Alumni of the school include
- Justina Blakeney - American designer, artist, interior designer, author, and speaker.
- Sheila Bridges - American interior designer who founded her own firm, Sheila Bridges Design, Inc., in 1994.
- Meagan Cignoli - American photographer, filmmaker, and businessperson who is the founder and creative director of Visual Country, a video production agency.
- Massimiliano Giornetti - Italian fashion designer, creative director of Salvatore Ferragamo from 2010 to 2016, creative director of Shanghai Tang.
- Bárbara Sánchez-Kane - Mexican menswear fashion designer.
- Samu-Jussi Koski - Finnish fashion designer, founder and creative director of Samuji.
- Kaila Methven - American fashion and lingerie designer.
- Francesco Risso - Italian fashion designer, creative director of Marni since 2016.

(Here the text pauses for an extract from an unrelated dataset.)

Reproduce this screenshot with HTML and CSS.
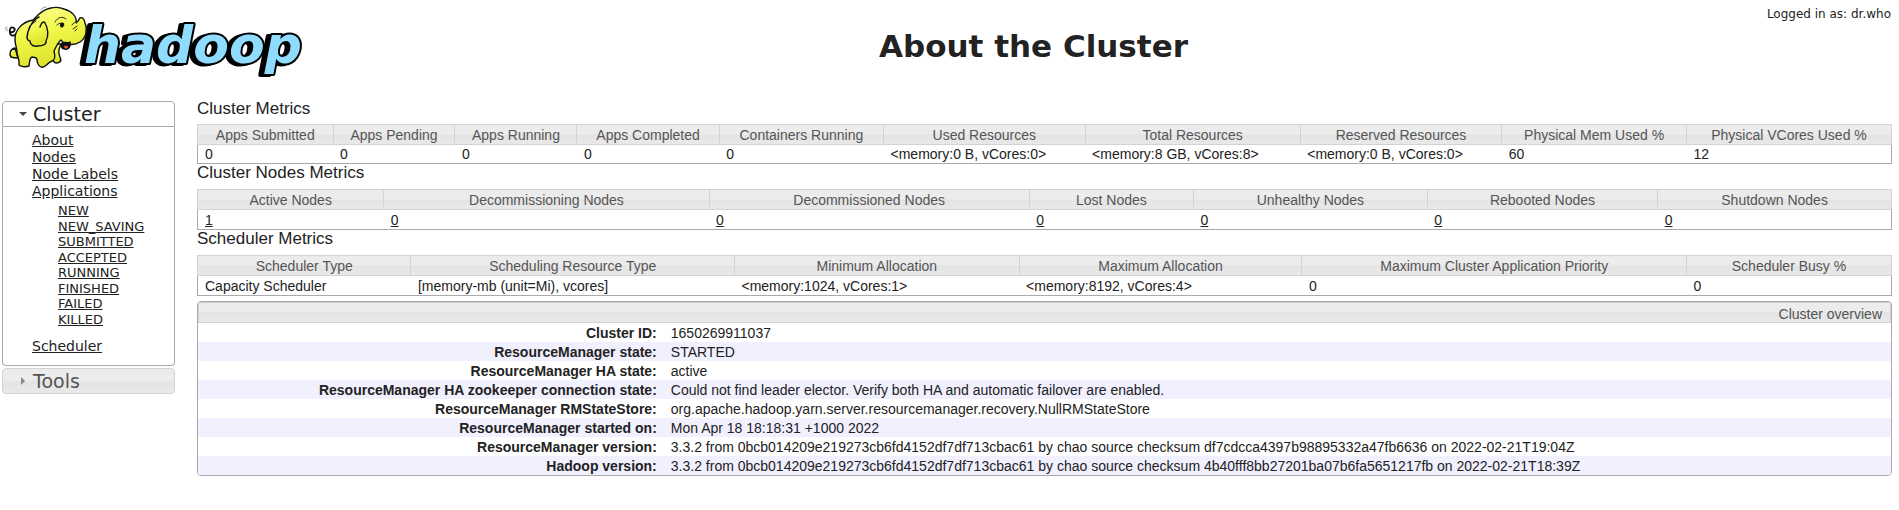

- Laksmi Shari De-Neefe Suardana - Indonesian fashion designer, author, UNICEF activist, G20 Ambassador, co-founder Ubud Writers & Readers Festival, model, and beauty pageant titleholder who was crowned Puteri Indonesia 2022 (Miss Universe Indonesia 2022).
- Moses Turahirwa - Rwandan businessman, fashion designer, creative director and founder of Moshions fashion line.
- Italo Zucchelli - Italian fashion designer, creative director of Calvin Klein men's collection from 2004 to 2016.
- Rachele Risaliti - Italian model and beauty pageant titleholder of Miss Italia 2016.